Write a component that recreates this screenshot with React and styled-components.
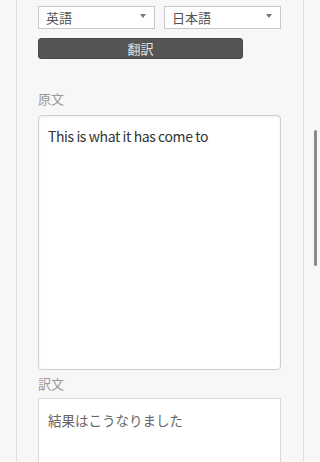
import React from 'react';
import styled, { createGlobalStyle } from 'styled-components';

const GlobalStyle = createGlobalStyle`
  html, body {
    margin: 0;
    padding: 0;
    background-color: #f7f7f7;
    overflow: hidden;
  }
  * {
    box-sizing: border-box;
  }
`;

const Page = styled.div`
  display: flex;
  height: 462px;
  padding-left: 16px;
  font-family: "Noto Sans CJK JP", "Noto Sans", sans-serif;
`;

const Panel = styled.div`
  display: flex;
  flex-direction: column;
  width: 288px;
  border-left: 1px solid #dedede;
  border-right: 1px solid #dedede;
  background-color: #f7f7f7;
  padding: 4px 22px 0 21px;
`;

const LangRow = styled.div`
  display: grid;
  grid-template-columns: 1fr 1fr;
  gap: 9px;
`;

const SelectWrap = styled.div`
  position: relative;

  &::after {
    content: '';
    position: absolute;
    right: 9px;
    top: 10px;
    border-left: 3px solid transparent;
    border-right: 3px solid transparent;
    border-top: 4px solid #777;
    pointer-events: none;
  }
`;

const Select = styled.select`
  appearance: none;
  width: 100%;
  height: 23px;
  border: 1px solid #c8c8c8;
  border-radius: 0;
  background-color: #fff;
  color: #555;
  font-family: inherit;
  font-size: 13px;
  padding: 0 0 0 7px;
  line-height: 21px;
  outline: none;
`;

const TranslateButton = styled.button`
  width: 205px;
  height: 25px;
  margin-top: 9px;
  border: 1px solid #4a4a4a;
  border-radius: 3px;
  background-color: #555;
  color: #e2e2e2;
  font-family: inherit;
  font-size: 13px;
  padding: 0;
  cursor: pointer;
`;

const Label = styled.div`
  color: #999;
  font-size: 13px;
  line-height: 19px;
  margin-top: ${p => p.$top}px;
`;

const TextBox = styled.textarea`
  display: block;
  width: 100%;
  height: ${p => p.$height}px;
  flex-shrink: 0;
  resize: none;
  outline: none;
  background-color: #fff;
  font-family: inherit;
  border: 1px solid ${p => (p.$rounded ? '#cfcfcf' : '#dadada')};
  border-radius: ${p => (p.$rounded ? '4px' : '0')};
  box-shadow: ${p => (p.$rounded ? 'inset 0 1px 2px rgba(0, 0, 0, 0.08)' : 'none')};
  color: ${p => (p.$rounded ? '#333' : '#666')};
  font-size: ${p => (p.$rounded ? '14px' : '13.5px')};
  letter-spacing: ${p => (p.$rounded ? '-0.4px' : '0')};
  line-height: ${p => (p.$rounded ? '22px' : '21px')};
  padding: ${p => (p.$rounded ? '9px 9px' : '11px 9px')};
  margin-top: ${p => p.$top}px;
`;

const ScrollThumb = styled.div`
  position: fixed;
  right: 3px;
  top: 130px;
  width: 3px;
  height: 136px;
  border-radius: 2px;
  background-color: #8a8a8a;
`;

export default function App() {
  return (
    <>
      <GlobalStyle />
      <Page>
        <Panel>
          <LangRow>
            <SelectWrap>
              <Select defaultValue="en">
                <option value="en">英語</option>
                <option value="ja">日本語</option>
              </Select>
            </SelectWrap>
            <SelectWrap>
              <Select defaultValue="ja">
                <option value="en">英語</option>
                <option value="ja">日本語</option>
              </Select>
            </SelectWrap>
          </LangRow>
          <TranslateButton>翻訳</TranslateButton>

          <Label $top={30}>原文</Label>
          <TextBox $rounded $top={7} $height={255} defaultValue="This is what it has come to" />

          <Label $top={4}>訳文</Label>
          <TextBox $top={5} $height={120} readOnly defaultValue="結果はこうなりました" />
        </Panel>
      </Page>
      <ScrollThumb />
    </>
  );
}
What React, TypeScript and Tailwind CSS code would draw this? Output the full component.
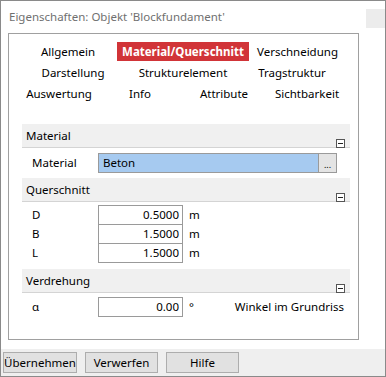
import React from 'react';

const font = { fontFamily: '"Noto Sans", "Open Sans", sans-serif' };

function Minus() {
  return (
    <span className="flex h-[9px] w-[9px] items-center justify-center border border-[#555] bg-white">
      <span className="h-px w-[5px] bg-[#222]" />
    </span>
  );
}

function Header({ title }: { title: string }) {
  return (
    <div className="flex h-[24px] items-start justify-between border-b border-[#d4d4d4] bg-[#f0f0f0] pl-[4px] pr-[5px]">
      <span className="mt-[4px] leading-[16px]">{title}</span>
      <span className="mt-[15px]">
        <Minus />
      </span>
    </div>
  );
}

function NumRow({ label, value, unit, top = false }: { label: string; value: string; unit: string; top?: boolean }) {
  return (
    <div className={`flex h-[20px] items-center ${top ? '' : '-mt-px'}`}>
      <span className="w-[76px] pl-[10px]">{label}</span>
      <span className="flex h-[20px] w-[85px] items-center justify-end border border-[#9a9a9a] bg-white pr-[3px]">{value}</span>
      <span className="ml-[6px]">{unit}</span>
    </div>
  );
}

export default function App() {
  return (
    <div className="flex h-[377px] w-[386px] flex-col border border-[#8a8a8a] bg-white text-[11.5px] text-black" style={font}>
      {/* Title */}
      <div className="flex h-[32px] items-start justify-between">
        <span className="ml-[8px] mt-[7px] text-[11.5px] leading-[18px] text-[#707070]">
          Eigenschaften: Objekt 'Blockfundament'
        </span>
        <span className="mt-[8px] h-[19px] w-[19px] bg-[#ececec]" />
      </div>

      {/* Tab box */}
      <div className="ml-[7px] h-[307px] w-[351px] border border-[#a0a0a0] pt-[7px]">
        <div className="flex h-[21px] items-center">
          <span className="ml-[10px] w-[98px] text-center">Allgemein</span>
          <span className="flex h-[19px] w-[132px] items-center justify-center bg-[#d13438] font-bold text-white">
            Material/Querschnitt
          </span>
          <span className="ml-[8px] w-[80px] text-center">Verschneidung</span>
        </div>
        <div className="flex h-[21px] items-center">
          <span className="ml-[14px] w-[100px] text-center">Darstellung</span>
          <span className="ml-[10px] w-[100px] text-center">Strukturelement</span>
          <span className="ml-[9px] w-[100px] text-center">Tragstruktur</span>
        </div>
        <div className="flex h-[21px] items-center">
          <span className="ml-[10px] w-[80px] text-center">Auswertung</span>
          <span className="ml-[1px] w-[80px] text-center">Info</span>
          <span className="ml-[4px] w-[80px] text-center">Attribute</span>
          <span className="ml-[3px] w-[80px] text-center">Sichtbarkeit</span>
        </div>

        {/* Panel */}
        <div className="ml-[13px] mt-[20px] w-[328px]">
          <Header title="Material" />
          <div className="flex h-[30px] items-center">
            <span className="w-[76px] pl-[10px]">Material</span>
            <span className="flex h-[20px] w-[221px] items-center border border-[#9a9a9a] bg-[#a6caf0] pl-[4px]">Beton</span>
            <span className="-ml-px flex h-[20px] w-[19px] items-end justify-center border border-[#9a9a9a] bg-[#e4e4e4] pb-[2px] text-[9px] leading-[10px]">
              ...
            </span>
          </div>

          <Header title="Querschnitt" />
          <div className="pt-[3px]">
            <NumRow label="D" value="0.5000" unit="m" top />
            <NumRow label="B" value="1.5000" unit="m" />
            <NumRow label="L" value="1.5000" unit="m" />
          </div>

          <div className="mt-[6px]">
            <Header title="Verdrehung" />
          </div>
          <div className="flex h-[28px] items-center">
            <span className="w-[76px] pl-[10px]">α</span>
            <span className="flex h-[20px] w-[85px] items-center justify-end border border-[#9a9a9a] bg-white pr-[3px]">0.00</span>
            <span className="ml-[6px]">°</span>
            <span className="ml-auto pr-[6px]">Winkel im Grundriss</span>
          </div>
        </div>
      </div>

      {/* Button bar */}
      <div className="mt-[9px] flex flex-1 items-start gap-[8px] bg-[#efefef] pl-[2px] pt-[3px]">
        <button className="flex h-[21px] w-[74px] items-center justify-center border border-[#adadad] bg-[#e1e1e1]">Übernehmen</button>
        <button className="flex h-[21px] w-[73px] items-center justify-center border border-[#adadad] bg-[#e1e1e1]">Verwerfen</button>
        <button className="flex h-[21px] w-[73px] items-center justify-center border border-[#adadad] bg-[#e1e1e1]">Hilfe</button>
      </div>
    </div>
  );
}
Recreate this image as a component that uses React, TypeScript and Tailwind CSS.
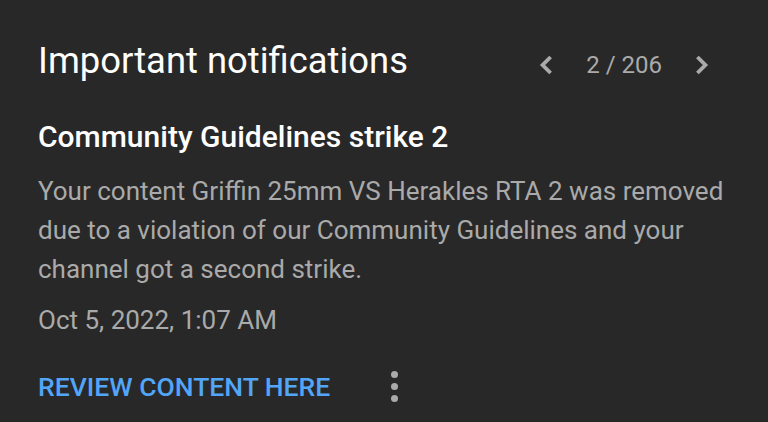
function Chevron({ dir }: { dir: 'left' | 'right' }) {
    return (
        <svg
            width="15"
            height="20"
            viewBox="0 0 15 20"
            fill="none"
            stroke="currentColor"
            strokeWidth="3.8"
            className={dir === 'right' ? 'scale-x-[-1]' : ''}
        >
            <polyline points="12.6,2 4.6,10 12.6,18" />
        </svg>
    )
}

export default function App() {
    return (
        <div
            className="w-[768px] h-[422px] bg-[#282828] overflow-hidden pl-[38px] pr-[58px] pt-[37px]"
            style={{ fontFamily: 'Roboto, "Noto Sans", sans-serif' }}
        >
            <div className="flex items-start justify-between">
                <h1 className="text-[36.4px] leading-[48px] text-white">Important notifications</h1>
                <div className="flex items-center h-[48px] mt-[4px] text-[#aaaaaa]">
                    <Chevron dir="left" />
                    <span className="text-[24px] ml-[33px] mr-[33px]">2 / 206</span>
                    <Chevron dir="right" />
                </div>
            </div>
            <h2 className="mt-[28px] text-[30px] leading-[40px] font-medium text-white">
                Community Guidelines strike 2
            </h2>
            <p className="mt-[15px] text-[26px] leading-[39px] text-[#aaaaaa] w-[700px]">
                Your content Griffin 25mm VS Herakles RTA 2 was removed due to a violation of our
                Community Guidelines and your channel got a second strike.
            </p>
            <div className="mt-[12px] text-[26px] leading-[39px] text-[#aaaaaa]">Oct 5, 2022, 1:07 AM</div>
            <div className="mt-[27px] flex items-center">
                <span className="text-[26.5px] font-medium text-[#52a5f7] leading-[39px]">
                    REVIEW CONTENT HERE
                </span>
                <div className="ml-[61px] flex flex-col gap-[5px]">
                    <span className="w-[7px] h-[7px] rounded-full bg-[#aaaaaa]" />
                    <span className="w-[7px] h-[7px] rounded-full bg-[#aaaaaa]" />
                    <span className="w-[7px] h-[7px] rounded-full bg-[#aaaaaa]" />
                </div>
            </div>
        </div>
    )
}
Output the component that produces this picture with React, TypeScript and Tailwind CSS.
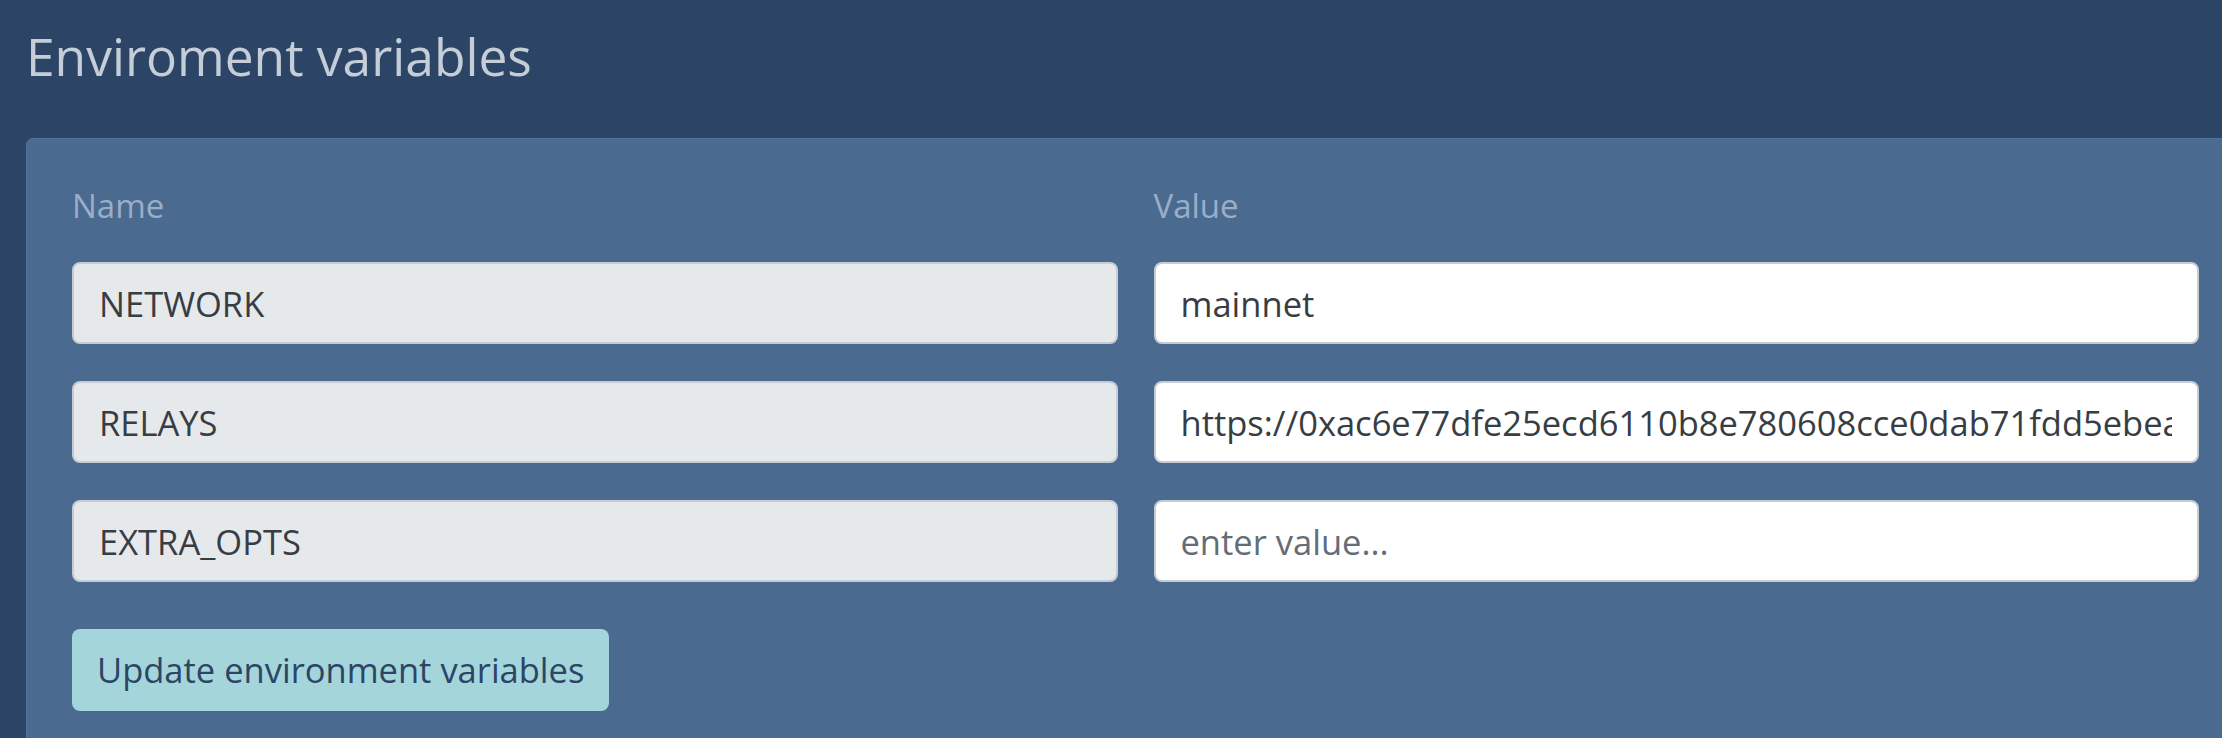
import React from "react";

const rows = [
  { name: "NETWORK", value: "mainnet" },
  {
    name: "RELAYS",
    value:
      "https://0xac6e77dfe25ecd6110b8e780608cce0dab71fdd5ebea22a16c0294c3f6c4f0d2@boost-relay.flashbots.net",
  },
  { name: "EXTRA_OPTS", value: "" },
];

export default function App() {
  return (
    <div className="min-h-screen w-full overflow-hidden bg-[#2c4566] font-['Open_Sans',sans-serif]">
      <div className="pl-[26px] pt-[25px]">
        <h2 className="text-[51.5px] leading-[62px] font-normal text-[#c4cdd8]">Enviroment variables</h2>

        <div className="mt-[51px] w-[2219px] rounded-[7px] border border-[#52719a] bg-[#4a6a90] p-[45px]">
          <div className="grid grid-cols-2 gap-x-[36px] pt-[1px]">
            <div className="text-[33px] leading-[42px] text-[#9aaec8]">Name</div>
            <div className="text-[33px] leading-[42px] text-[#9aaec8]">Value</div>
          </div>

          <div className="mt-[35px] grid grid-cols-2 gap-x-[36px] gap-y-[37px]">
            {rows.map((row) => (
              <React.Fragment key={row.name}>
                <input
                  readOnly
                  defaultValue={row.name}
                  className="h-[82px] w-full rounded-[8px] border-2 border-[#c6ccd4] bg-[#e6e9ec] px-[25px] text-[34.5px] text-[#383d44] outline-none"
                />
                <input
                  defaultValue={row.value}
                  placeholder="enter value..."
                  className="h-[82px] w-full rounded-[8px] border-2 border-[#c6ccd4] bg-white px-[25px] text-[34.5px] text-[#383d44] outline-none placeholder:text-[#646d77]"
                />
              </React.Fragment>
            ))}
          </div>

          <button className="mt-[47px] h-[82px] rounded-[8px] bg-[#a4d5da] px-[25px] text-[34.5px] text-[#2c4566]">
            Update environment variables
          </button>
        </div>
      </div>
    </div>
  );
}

::::::

[Task to complete] Extract every line containing the string "components" from the material.

[Output of the task]
Write a component that recreates this screenshot with React and styled-components.
import styled, { createGlobalStyle } from 'styled-components';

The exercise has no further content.